- Born: Mexico
- Occupation(s): social psychologist, women's rights activist
- Awards: 100 Women (BBC) (2023)

= Fabiola Trejo =

Mexican women's rights activist

Fabiola Trejo is a Mexican social psychologist and researcher. She is known for addressing social inequality, gender violence and the political power of sexual pleasure. In November 2023, Trejo was named as one of BBC's 100 Women.

==Biography==
Trjejo received her PhD in social psychology from the National Autonomous University of Mexico. She was a student of the American sex educator Betty Dodson, and became a facilitator of her workshops. Throughout her career, Trejo has addressed issues related to social inequality, gender violence and the political power of sexual pleasure from a feminist perspective, with the aim of promoting sexual justice for all women.
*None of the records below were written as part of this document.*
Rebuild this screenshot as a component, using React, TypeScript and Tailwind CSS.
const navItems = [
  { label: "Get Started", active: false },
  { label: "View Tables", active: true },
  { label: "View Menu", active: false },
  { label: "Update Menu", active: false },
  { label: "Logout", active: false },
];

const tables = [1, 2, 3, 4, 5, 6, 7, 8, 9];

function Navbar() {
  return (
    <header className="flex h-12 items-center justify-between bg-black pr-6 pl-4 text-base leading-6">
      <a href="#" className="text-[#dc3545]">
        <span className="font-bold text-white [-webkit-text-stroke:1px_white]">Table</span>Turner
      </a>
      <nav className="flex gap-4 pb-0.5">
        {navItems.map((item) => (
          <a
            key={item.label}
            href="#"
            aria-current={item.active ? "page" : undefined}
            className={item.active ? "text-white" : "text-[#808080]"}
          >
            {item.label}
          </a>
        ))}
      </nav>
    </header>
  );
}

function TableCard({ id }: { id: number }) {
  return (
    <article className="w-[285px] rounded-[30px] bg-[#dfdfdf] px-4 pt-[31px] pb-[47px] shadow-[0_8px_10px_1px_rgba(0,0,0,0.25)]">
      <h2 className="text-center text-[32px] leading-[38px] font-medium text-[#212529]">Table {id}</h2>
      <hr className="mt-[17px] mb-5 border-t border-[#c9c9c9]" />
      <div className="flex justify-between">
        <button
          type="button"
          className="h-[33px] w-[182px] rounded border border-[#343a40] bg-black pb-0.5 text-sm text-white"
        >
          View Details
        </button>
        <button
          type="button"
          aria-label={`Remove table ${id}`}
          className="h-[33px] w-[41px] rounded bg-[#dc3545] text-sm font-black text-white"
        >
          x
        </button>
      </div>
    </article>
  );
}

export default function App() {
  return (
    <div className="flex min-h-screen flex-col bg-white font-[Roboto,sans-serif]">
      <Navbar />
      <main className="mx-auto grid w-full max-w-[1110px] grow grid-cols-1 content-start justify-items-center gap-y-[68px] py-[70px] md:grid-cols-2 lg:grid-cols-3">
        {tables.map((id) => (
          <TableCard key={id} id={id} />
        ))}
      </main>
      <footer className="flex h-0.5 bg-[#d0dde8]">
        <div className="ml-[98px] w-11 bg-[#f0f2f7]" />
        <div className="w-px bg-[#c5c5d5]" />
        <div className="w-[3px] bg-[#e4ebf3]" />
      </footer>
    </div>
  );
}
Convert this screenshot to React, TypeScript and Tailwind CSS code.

She is known for her work on the dissemination of female sexuality, highlighting the importance of sexual pleasure in the empowerment of women. Trejo has given lectures and workshops where she addresses issues such as the need to break with the prevailing reproductive model of sexuality; normalize those relationships that go beyond the heterosexual and monogamous; and encourage women to self-explore and masturbate.

==Recognition==
In 2023, for her activism to break down taboos surrounding sexuality, she was included in the BBC 100 Women list.